There are also plans for a neighbouring business park with 90,000sqm of commercial floorspace, which could include buildings up to 15 storeys tall. It’s unclear when construction will start but the station is due to open in 2024.

The new train station would mean journey times into the city centre massively cut, with services taking just seven minutes into Cardiff Central, as well as mainline train services to Bristol, London and beyond. Neighbouring communities will be connected to the development and the railway station by new cycle paths and walking routes. Bus facilities will make it easier for local services to call at the station and there will be parking and drop-off facilities. The station will run 8 trains every hour to Cardiff and Newport.

The station would be built privately, by father-and-son team Nigel and Andrew Roberts, under the name Cardiff Parkway Developments Ltd, with backing from the Welsh Government.

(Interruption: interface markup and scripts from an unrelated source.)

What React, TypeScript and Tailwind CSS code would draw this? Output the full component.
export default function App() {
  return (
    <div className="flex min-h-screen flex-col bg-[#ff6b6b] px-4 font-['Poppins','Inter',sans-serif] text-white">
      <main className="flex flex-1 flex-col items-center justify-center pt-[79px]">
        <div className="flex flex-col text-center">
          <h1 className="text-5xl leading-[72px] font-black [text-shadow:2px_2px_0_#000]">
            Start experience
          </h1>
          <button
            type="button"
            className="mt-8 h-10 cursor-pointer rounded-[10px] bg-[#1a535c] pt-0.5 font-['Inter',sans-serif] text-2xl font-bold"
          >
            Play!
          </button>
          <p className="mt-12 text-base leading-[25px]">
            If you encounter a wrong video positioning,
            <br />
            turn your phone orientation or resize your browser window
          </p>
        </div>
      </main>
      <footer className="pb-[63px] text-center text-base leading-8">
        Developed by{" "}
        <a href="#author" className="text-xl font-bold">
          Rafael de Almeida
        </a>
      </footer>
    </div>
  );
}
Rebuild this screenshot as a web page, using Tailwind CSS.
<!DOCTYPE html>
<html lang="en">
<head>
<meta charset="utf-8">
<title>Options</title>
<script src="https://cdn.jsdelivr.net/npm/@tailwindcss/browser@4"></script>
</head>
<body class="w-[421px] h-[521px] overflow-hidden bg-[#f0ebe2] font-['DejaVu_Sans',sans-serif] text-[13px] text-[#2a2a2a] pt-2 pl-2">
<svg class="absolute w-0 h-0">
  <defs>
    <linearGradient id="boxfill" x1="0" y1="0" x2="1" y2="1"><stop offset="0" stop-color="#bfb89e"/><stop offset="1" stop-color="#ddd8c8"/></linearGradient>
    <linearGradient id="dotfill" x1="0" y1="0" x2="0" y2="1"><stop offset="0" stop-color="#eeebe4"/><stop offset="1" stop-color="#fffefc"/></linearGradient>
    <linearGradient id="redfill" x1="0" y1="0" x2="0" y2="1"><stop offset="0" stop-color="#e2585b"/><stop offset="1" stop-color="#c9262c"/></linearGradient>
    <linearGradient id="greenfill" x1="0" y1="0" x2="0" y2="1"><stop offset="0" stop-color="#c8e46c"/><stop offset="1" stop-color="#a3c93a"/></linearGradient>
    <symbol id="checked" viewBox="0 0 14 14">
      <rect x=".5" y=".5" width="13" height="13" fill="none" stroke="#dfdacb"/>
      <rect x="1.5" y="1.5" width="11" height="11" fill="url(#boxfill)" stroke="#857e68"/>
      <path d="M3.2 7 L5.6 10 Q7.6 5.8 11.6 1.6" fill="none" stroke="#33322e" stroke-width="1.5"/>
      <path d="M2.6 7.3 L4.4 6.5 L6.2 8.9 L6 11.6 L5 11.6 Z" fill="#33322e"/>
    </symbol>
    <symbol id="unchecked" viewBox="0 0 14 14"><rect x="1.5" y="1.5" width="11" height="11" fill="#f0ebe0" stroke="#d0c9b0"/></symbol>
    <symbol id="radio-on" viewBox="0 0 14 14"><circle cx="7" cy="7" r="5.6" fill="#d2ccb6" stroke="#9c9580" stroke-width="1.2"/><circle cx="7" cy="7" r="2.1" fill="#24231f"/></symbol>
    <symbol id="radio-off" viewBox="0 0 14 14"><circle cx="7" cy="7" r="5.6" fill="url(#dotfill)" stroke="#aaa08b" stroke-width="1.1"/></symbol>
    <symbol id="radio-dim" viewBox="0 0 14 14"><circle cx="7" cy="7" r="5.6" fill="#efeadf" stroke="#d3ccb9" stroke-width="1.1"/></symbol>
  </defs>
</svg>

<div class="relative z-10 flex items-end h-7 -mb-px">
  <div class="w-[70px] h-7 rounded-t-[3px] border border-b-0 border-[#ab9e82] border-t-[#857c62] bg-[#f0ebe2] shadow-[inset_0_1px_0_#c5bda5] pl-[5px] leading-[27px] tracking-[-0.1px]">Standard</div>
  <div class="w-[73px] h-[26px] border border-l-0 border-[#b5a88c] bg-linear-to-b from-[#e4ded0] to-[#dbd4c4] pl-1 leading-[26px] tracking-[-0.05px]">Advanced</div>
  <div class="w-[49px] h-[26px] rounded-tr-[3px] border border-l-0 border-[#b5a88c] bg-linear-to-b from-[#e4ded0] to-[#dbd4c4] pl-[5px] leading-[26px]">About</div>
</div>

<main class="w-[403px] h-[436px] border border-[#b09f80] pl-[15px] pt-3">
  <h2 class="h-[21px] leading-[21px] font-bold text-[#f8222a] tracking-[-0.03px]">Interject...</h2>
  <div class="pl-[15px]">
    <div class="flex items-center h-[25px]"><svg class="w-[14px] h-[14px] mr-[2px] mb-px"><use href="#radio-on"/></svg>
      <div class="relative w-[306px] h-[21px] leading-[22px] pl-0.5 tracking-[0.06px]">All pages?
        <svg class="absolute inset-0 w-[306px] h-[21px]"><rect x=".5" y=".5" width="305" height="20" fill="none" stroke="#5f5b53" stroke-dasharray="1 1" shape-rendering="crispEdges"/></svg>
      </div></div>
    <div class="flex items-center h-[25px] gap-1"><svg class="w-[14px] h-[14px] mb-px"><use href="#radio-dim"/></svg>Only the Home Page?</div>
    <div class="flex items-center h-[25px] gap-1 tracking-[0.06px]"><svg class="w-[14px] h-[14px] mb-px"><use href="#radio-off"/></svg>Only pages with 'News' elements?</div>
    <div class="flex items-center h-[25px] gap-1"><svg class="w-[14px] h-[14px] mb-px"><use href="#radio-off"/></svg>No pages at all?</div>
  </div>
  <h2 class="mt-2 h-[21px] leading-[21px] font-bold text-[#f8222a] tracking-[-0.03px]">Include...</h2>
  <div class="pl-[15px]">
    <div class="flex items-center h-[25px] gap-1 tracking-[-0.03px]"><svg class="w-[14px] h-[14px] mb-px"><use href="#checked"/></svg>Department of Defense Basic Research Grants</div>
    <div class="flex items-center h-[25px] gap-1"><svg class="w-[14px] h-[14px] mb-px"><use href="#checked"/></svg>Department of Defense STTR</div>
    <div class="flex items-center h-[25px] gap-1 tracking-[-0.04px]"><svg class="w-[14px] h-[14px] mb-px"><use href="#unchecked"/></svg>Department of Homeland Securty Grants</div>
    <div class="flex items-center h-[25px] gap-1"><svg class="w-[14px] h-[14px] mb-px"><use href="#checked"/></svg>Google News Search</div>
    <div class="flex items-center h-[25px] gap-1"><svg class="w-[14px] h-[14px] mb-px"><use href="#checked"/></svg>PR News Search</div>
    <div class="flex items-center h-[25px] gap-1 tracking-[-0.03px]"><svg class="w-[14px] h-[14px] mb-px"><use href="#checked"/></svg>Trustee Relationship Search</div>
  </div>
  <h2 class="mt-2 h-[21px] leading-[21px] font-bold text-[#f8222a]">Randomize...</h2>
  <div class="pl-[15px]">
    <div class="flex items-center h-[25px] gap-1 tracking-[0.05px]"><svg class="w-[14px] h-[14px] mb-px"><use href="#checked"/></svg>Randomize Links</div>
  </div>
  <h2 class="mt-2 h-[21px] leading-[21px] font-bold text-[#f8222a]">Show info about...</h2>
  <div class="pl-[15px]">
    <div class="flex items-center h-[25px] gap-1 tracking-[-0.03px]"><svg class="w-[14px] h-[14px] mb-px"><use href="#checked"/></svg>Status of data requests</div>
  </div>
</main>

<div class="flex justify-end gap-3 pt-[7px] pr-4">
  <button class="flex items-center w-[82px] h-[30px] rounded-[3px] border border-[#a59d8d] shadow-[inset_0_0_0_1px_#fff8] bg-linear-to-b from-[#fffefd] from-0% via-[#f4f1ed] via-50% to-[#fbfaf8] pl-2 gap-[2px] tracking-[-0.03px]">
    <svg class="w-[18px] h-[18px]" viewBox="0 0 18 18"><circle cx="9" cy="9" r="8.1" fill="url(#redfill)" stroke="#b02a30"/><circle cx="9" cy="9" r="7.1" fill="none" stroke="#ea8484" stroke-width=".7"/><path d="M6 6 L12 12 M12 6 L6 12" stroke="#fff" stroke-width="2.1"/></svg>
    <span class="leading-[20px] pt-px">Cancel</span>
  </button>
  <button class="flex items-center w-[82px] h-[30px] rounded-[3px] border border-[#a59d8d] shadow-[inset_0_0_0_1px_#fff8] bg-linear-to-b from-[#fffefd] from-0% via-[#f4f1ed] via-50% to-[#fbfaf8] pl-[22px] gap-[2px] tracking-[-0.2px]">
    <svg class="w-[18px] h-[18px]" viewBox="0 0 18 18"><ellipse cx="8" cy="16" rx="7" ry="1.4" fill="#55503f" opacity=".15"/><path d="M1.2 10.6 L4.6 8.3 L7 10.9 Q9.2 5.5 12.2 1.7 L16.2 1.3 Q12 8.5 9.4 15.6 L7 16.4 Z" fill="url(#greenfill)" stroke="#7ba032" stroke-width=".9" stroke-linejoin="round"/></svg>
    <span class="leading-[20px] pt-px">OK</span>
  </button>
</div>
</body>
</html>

Nigel Roberts, Chairman of Cardiff Parkway Developments, said:

“We are delighted to have gained a positive outcome at planning committee today for this transformational project. Our proposals are for a sustainable, well-connected business district with public transport and active travel at its heart. We have worked hard with key stakeholders for a number of years and this decision brings forward a key recommendation of the South East Wales Transport Commission and the Union Connectivity Review.

“The project will bring investment to an area of Cardiff that needs it, create new employment opportunities, and better connect people in this region of south east Wales. We are aiming to deliver convenient and quick services, with a high-quality customer experience, particularly for public transport and active travel, to encourage sustainable transport to become the obvious choice. We are looking forward to progressing the scheme.”

Cardiff council granted the planning permission at a meeting on Wednesday, April 4, but councillors have raised concerns as the site is on the edge of the Gwent Levels

Cardiff Council Planning Committee from Business News Wales on Vimeo.

Councillor Iona Gordon said:

“I'm 100% behind the railway station, but it's at a huge cost.

“We need and want a station but this is at the cost of massive development of tall buildings on the flat Gwent Levels and I'm really concerned about the impact this is going to have.”

Throughout the area runs a network of ecologically-important narrow watercourses called reens and the plans include conditions to maintain and protect them, as well as to replace tress cut down with newly-planted ones, and to create wildlife corridors for protected species.

A new park would be created, as well as several footpaths and cycling routes.